WRITTEN PROBLEM:
From the listing below, pick out each line with the word "components".

GIVEN INFORMATION:

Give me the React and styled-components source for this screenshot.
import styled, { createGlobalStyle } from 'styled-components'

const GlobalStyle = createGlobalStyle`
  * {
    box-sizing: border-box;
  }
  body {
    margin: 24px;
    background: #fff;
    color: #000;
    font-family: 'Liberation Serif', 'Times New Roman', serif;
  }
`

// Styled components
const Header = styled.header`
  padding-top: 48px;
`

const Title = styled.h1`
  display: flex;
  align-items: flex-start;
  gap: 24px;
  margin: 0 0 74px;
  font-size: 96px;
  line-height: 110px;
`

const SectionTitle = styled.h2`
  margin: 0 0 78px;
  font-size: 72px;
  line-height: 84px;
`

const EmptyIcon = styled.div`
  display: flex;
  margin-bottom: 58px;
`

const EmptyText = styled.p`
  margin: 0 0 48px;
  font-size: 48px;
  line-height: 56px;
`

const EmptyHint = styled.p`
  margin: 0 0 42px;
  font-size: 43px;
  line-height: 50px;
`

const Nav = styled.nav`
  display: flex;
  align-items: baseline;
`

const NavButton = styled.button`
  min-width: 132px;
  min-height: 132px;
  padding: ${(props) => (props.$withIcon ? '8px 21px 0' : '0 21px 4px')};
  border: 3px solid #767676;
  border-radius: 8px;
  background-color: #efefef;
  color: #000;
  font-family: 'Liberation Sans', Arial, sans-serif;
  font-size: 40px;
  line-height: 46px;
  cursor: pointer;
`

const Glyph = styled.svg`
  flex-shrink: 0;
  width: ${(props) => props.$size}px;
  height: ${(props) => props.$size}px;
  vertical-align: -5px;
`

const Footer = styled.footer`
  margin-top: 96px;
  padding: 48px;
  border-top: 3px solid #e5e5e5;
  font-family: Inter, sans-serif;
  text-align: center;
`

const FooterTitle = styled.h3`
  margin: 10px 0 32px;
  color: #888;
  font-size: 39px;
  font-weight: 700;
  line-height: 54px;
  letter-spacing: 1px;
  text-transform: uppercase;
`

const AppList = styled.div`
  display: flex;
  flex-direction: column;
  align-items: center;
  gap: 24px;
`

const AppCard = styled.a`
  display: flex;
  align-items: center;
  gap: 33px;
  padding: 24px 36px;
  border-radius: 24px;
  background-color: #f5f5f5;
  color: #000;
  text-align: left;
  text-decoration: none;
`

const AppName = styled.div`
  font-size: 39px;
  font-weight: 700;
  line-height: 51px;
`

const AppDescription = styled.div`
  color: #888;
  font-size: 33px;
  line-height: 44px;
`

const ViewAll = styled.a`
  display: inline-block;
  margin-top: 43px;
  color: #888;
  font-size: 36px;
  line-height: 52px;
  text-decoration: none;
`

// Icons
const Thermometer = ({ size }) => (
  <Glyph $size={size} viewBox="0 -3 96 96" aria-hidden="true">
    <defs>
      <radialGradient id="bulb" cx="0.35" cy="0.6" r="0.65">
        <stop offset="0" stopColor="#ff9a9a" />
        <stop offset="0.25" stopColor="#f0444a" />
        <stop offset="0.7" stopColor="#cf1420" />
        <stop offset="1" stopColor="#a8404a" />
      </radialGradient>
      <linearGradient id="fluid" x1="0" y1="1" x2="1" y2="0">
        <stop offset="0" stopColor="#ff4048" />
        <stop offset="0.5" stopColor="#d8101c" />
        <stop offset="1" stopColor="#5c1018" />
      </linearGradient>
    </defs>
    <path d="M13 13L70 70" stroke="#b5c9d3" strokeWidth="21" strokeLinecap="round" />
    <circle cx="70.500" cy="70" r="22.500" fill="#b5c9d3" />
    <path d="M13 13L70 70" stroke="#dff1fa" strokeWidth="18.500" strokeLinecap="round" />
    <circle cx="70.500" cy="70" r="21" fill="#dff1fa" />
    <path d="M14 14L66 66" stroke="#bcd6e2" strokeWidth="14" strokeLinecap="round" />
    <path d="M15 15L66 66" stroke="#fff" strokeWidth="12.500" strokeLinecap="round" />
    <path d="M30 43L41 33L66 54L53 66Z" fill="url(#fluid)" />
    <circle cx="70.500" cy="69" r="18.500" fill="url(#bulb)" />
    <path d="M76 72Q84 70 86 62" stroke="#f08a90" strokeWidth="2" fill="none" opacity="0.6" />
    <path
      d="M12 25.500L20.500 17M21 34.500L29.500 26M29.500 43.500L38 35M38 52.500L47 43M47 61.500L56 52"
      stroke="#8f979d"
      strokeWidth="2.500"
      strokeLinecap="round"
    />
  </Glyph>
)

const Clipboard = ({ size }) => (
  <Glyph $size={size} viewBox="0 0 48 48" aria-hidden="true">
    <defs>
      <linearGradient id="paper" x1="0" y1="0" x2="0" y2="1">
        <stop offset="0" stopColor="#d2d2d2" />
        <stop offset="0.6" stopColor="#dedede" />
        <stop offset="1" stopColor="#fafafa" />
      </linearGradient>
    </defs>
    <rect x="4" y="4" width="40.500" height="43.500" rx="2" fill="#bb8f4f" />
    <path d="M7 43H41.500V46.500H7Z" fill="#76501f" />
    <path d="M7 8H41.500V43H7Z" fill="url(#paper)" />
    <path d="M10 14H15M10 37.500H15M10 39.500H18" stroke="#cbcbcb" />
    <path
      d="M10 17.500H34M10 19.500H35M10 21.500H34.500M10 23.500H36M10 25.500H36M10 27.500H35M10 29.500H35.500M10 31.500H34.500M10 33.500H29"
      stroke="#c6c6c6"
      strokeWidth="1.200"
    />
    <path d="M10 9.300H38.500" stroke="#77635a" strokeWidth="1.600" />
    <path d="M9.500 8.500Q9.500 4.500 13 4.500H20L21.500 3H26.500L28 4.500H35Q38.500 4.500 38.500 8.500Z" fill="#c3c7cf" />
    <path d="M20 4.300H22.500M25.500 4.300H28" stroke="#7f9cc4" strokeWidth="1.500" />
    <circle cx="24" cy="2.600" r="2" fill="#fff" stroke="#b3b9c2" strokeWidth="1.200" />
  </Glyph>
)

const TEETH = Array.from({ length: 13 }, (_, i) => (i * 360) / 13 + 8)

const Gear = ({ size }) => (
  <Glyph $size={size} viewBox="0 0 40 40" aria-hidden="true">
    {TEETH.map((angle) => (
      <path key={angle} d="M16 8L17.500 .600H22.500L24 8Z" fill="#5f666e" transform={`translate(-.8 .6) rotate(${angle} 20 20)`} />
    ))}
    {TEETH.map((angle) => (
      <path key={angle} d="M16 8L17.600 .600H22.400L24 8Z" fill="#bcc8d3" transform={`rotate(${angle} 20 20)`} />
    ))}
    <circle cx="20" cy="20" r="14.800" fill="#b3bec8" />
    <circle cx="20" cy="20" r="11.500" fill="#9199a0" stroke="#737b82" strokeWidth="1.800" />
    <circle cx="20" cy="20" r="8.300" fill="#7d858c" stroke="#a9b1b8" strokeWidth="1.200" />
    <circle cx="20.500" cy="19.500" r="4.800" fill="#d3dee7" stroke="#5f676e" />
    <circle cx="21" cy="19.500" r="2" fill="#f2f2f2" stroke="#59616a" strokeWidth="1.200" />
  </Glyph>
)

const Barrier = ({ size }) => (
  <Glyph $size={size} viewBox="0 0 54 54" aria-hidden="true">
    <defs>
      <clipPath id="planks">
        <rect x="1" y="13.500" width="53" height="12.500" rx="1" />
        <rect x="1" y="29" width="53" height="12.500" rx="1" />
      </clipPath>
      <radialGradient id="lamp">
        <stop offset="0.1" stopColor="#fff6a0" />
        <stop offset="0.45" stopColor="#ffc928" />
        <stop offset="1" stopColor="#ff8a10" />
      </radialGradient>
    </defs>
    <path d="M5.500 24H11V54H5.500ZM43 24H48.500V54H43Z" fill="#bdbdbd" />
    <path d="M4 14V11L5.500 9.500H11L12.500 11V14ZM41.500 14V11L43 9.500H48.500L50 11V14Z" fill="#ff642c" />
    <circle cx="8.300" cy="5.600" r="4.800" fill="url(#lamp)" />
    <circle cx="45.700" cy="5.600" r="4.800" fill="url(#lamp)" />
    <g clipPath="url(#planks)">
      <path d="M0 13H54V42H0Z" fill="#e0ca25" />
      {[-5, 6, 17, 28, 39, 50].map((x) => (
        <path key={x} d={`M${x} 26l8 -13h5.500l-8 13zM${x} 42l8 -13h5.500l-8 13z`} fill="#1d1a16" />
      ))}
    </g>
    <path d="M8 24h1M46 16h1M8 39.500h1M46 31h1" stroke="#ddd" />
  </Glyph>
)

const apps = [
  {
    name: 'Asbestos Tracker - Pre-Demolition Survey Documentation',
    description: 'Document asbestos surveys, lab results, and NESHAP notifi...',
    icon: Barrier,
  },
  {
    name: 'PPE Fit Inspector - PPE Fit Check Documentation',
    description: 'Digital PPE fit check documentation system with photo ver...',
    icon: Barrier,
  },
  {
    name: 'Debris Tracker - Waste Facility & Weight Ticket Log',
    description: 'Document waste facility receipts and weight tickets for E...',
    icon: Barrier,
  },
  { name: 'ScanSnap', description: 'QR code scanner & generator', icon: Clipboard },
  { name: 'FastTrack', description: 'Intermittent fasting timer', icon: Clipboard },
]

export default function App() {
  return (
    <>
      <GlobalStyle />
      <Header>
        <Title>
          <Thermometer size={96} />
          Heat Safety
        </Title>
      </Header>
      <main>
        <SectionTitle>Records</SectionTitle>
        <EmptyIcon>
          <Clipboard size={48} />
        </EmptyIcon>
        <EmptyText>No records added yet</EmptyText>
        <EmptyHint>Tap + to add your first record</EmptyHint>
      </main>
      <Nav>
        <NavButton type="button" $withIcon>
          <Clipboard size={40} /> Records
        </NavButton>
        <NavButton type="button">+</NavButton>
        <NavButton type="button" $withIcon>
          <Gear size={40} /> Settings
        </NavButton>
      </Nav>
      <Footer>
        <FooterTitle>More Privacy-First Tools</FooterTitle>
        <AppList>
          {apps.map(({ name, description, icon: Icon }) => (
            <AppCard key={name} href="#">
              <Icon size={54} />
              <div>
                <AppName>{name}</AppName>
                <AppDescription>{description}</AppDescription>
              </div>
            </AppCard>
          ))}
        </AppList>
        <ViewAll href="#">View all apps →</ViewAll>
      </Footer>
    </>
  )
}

FINISHED TASK:
Give me the React and styled-components source for this screenshot.
import styled, { createGlobalStyle } from 'styled-components'
// Styled components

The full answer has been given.